For the present model, a number of unique situations confounded validation efforts. The specific cadaver specimen used to generate the base geometry for the FE model was not first tested in our experimental protocol. This implied that, before applying the experimental boundary conditions to the FE model, a one-to-one correspondence had to be established between the bones of the model and of the cadaver specimen used in the experiments. To make this comparison, data representing the boundary of the bones of the experimental cadaver specimen were necessary. Although available, the data points were few in number (compared to the cryomicrotome-based data). These data were collected by manually digitizing the outer surfaces of the bones using an electromagnetic digitizing stylus. The combination of these two factors resulted in a less-than-ideal situation for establishing correspondence. In addition, no contact pressure measurements were made for this particular cadaver specimen. Contact stress distributions were available for a number of other specimens, but for which no bone boundary information was available for establishing post hoc correspondence. The cadaver specimen, which was used for establishing correspondence with the FE model, provided the kinematic data of the carpal bones when the wrist was taken from an unloaded to a fully loaded state.

Another limitation relates to constitutive treatment of articular cartilage. Prior FE models of joint contact that have placed emphasis on accurate description of cartilage constitutive behavior have tended to be geometrically simple.^21–24 In real joints, as demonstrated by the present model, articular surfaces tend to be highly irregular and cartilage thickness varies as a function of location. Such variations cannot be adequately represented with simplistic geometric representations of articular joints. The advantage that the present model offers is thus obvious. It can couple the sophistication of material models with true geometric representation of the joint. The ABAQUS FE code utilized in this study has a poroelastic material capability, which can emulate the biphasic behavior of cartilage. Poroelastic modeling provides capabilities for representing coupled pore fluid diffusion/stress analysis involving partially or fully saturated fluid flow. Incorporating more complex material definitions would be a straightforward extension of the present FE model.

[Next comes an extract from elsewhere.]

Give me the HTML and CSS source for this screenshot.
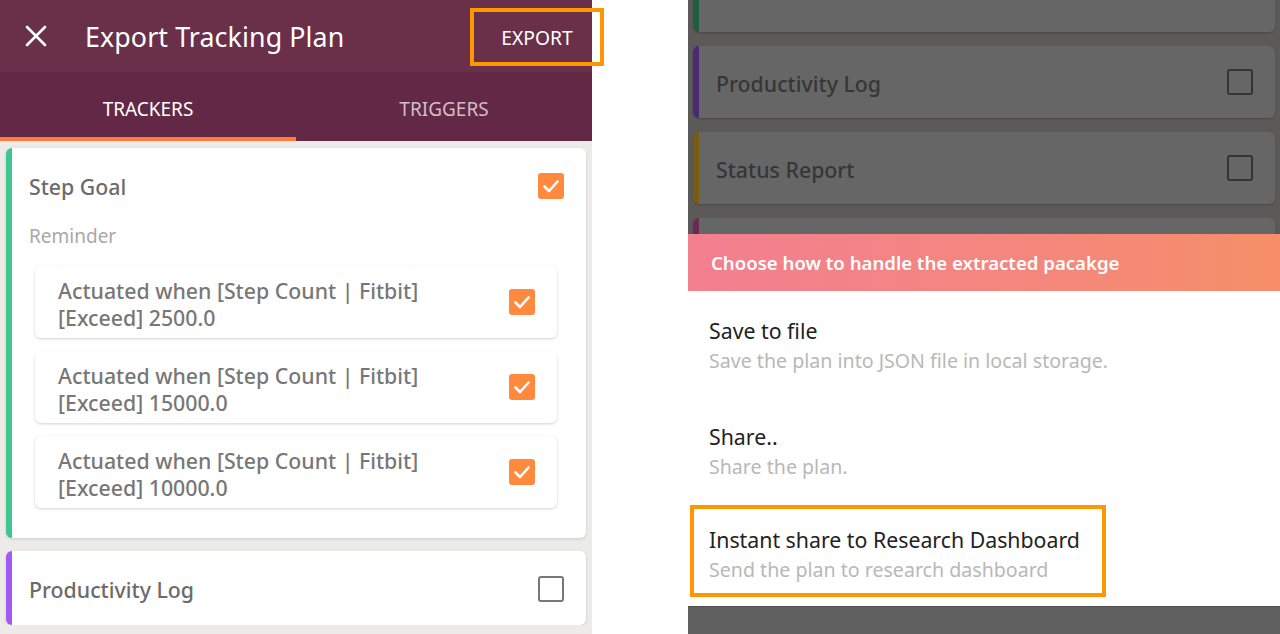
FILE: index.html
```html
<!DOCTYPE html>
<html>
<head>
<meta charset="utf-8">
<link rel="stylesheet" href="styles.css">
</head>
<body>
<div class="page">
  <section class="left">
    <header class="appbar">
      <div class="close">
        <svg width="22" height="22" viewBox="0 0 22 22"><path d="M2 2 L20 20 M20 2 L2 20" stroke="#fff" stroke-width="2.6" stroke-linecap="round"/></svg>
      </div>
      <div class="title">Export Tracking Plan</div>
      <div class="export">EXPORT</div>
    </header>
    <nav class="tabs">
      <div class="tab active">TRACKERS</div>
      <div class="tab">TRIGGERS</div>
    </nav>
    <div class="content">
      <div class="card green">
        <div class="row">
          <div class="name">Step Goal</div>
          <span class="cb on"><svg width="26" height="26" viewBox="0 0 26 26"><path d="M6.5 13.5 L11 18 L19.5 8.5" fill="none" stroke="#fff" stroke-width="2.6" stroke-linecap="round" stroke-linejoin="round"/></svg></span>
        </div>
        <div class="sub">Reminder</div>
        <div class="trig">
          <div class="ttext">Actuated when [Step Count | Fitbit]<br>[Exceed] 2500.0</div>
          <span class="cb on"><svg width="26" height="26" viewBox="0 0 26 26"><path d="M6.5 13.5 L11 18 L19.5 8.5" fill="none" stroke="#fff" stroke-width="2.6" stroke-linecap="round" stroke-linejoin="round"/></svg></span>
        </div>
        <div class="trig">
          <div class="ttext">Actuated when [Step Count | Fitbit]<br>[Exceed] 15000.0</div>
          <span class="cb on"><svg width="26" height="26" viewBox="0 0 26 26"><path d="M6.5 13.5 L11 18 L19.5 8.5" fill="none" stroke="#fff" stroke-width="2.6" stroke-linecap="round" stroke-linejoin="round"/></svg></span>
        </div>
        <div class="trig">
          <div class="ttext">Actuated when [Step Count | Fitbit]<br>[Exceed] 10000.0</div>
          <span class="cb on"><svg width="26" height="26" viewBox="0 0 26 26"><path d="M6.5 13.5 L11 18 L19.5 8.5" fill="none" stroke="#fff" stroke-width="2.6" stroke-linecap="round" stroke-linejoin="round"/></svg></span>
        </div>
      </div>
      <div class="card purple single">
        <div class="row">
          <div class="name">Productivity Log</div>
          <span class="cb off"></span>
        </div>
      </div>
    </div>
  </section>

  <div class="spacer"></div>

  <section class="right">
    <div class="dim">
      <div class="dcard dgreen top"><div class="dinner"></div></div>
      <div class="dcard dpurple"><div class="dname">Productivity Log</div><span class="dcb"></span></div>
      <div class="dcard dbrown"><div class="dname">Status Report</div><span class="dcb"></span></div>
      <div class="dcard dpink"></div>
    </div>
    <div class="sheet">
      <div class="sheet-head">Choose how to handle the extracted pacakge</div>
      <div class="options">
        <div class="opt">
          <div class="otitle">Save to file</div>
          <div class="odesc">Save the plan into JSON file in local storage.</div>
        </div>
        <div class="opt">
          <div class="otitle">Share..</div>
          <div class="odesc">Share the plan.</div>
        </div>
        <div class="opt highlight">
          <div class="otitle">Instant share to Research Dashboard</div>
          <div class="odesc">Send the plan to research dashboard</div>
        </div>
      </div>
    </div>
    <div class="navbar"></div>
  </section>
</div>
</body>
</html>
```

FILE: styles.css
```css
* { box-sizing: border-box; }
html, body { margin: 0; padding: 0; background: #fff; }
body {
  width: 1280px;
  height: 634px;
  overflow: hidden;
  font-family: "Noto Sans", "Open Sans", sans-serif;
}
.page { display: flex; height: 634px; }

/* LEFT */
.left {
  width: 592px;
  height: 634px;
  background: #edebe8;
  display: flex;
  flex-direction: column;
  position: relative;
  z-index: 2;
}
.appbar {
  height: 72px;
  background: #6a304a;
  display: flex;
  align-items: center;
  position: relative;
  color: #fff;
}
.close { width: 85px; padding-left: 25px; display: flex; align-items: center; }
.title { font-size: 26.8px; flex: 1; letter-spacing: 0.1px; }
.export {
  font-size: 19.3px;
  width: 134px;
  height: 58px;
  margin-right: -12px;
  margin-top: 2px;
  border: 4px solid #ff9800;
  display: flex;
  align-items: center;
  justify-content: center;
  padding-right: 0;
  position: relative;
  z-index: 2;
}
.tabs {
  height: 69px;
  background: #632845;
  display: flex;
}
.tab {
  flex: 1;
  display: flex;
  align-items: center;
  justify-content: center;
  font-size: 19px;
  color: #d4bcc8;
  padding-top: 4px;
}
.tab.active { color: #fff; border-bottom: 4px solid #ff7a3f; padding-top: 8px; }

.content { padding: 7px 6px 0 6px; display: flex; flex-direction: column; gap: 13px; overflow: hidden; }
.card {
  background: #fff;
  border-radius: 6px;
  border-left: 6px solid #3cc690;
  box-shadow: 0 1px 3px rgba(0,0,0,0.14);
  padding: 12px 22px 30px 17px;
}
.card.purple { border-left-color: #a25af2; }
.card.single { padding-top: 12px; padding-bottom: 10px; }
.row { display: flex; align-items: center; justify-content: space-between; height: 52px; }
.name { font-size: 21.3px; font-weight: 500; color: #6b6b6b; }
.sub { font-size: 19px; color: #a8a8a8; height: 28px; line-height: 28px; margin: 10px 0 16px; }
.trig {
  margin: 0 7px 13px 6px;
  height: 72px;
  background: #fff;
  border-radius: 6px;
  box-shadow: 0 1px 3px rgba(0,0,0,0.18);
  display: flex;
  align-items: center;
  justify-content: space-between;
  padding: 0 22px 0 23px;
}
.trig:last-child { margin-bottom: 0; }
.ttext { font-size: 21.3px; line-height: 27px; font-weight: 500; color: #777; margin-top: 4px; }
.cb { width: 26px; height: 26px; border-radius: 3px; display: block; flex: none; }
.cb svg { display: block; }
.cb.on { background: #ff8a3d; }
.cb.off { border: 2.5px solid #777; }

.spacer { width: 96px; background: #fff; }

/* RIGHT */
.right {
  width: 592px;
  height: 634px;
  display: flex;
  flex-direction: column;
  overflow: hidden;
}
.dim {
  height: 234px;
  flex: none;
  background: #5b5a59;
  padding: 0 5px 0 5px;
  display: flex;
  flex-direction: column;
  gap: 14px;
  overflow: hidden;
}
.dcard {
  flex: none;
  height: 72px;
  background: #666;
  border-radius: 6px;
  border-left: 6px solid #1f5d44;
  box-shadow: 0 1px 2px rgba(0,0,0,0.2);
  display: flex;
  align-items: center;
  justify-content: space-between;
  padding: 0 22px 0 17px;
}
.dcard.top { height: 72px; margin-top: -40px; position: relative; }
.dinner {
  position: absolute;
  left: 23px;
  right: 27px;
  top: -30px;
  height: 33px;
  border-radius: 6px;
  background: #666;
  box-shadow: 0 1px 2px rgba(0,0,0,0.25);
}
.dpurple { border-left-color: #4b2a74; }
.dbrown { border-left-color: #7a5b12; }
.dpink { border-left-color: #6b2a52; }
.dname { font-size: 21.3px; font-weight: 500; color: #363636; margin-top: 2px; }
.dcb { width: 26px; height: 26px; border: 2.5px solid #333; border-radius: 3px; display: block; }

.sheet { background: #fff; flex: 1; display: flex; flex-direction: column; }
.sheet-head {
  height: 57px;
  background: linear-gradient(90deg, #f37f90 0%, #f4877c 60%, #f58f68 100%);
  color: #fff;
  font-size: 18.6px;
  font-weight: 600;
  display: flex;
  align-items: center;
  padding-left: 23px;
}
.options { padding-top: 18px; display: flex; flex-direction: column; }
.opt { height: 106px; padding: 7px 0 0 21px; }
.otitle { font-size: 21.3px; color: #222; line-height: 30px; }
.odesc { font-size: 19.6px; color: #b8b8b8; line-height: 30px; }
.opt.highlight {
  height: 92px;
  width: 416px;
  margin-left: 2px;
  margin-top: -16px;
  border: 4px solid #ff9800;
  padding: 16px 0 0 15px;
}
.navbar { height: 28px; flex: none; background: #616161; border-top: 1px solid #4e4e4e; margin-top: auto; }
```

Despite the previously mentioned limitations, the present three-dimensional FE model of the radiocarpal joint is the first attempt at accurately characterizing articular joint contact stresses using existing modeling techniques. The utility of the model lies in the fact that it can now be used as the baseline for making any modifications that would potentially increase model sophistication and applicability. The model has potential to provide a clinician with rigorously established guidelines for treatment of intra-articular fractures. Clinical series have recognized the relationship between the degree of residual articular incongruities and eventual degenerative changes.¹ The FE-predicted results provide quantitative descriptions of the load transfer mechanism through the joint, and therefore potentially reinforce the decision-making process by detailing the efficacy of a treatment procedure. Additionally, the model has capability to incorporate the structural contributions of fracture fixation devices that are conventionally employed to promote faster healing. In this scenario, the clinician, with the help of the model, can decide which type of fixation technique/device is the most suitable one for a specific wrist. This means that the models have to be more patient-specific, and present advancements in the field of musculoskeletal imaging, combined with the availability of faster computers, make such a scenario possible in the foreseeable future.